Friday, May 24, 2013

As The Church Drifts To Sleep

Earlier this month, I wrote a post about the intellectual negligence of Christians and many of their allies, such as political conservatives. A recent thread on homosexual marriage at Kevin DeYoung's blog, found here, is an example of what I was referring to. Notice the disproportionately high level of participation by defenders of homosexual marriage. Notice how few people, at a popular conservative Evangelical blog, have been speaking up in defense of the Christian position on the issue. Notice how many of the claims made by the pro-homosexual-marriage side go unanswered. Notice how many good arguments against their position, good arguments we've brought up at this blog many times, go unmentioned. Some of the Christian participants make good points, but the Christian side of the exchange falls well short of what it ought to be. The arguments of the pro-homosexual-marriage side can and should be answered persuasively and by a large number of people, given that the discussion is occurring at a popular conservative Evangelical blog. Yet, that hasn't happened so far. And the same sort of scenario has played out in other places many times, in many contexts. It happens frequently at Christian web sites, at conservative political web sites, on television programs, etc.

I'm glad that a tiny minority of Christians do study issues like homosexual marriage in significant depth and provide good arguments for the Christian position. And that tiny minority receives support from other Christians to some extent. In that sense, I wouldn't say that the church is asleep on this issue. But given the astonishingly small percentage of Christians who do the sort of work that ought to be done on the issue, it seems accurate to say that the church is drifting to sleep, even if we aren't asleep yet. The culture is rapidly declining around us, and we're still so apathetic.

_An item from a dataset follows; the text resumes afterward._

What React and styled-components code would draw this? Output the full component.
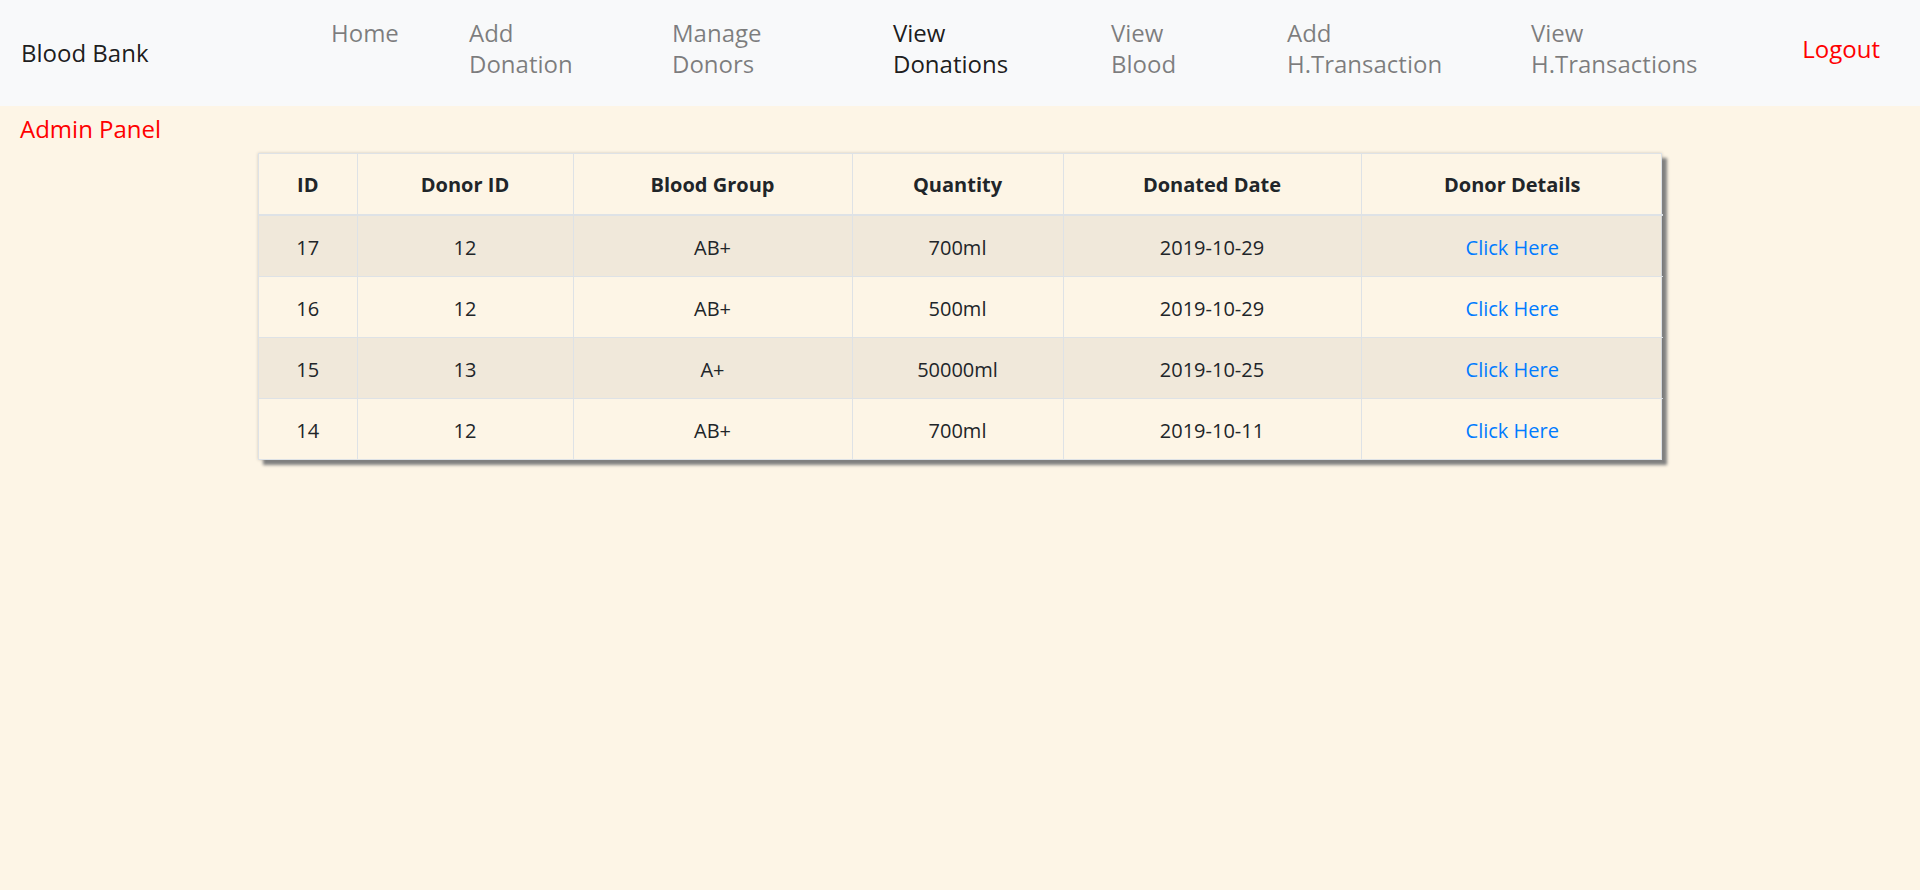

The same is occurring with a lot of other issues, not just homosexual marriage. As I said in my post earlier this month, we need to adapt to the changes that are occurring. We're not living in an equivalent of the 1950s or 1980s. There's been a significant societal shift, and the vast majority of Christians, as well as many of their allies in some contexts, aren't acting like it. Quoting Bible verses, telling people that your view of something like homosexual marriage is "just obvious", etc. isn't enough.

I also wonder what's going on in the lives of Christian men. Why aren't they showing leadership? Where's their desire to fight? When they see something like that thread at Kevin DeYoung's blog, why don't they have a stronger desire to argue for the truth and defend it against counterarguments? Even if some of them are occupied with other worthwhile things, surely (for reasons like the ones I discussed earlier this month) that can't be said of everybody who's remaining silent in these contexts. There's something radically wrong with the church, especially men, when so many people are so silent so often, with so much at stake.

Thursday, May 23, 2013

Church v. parachurch

I’m going to comment on this post:



But here's the problem. Christ loved the church and gave Himself for her (Eph. 5:25). Not the parachurch.

In what sense does Dan think Christ died for “the church”? In his post he seems to differentiate a church from a parachurch in terms of polity. So is he saying Christ died for church office? Did Christ die for eldership? Is that Paul’s point in 5:25?

Isn’t 5:25 just a variation on 5:2: “And walk in love, as Christ loved us and gave himself up for us, a fragrant offering and sacrifice to God.”

According to 5:2, isn’t it equally true to say that Christ died for Christian members of parachurches?


Christ is the Head of the church (Eph. 5:23), not of the parachurch.

Is 5:23 an antithetical statement? Does it mean Christ is the head of the church to the exclusion of other spheres of dominical headship?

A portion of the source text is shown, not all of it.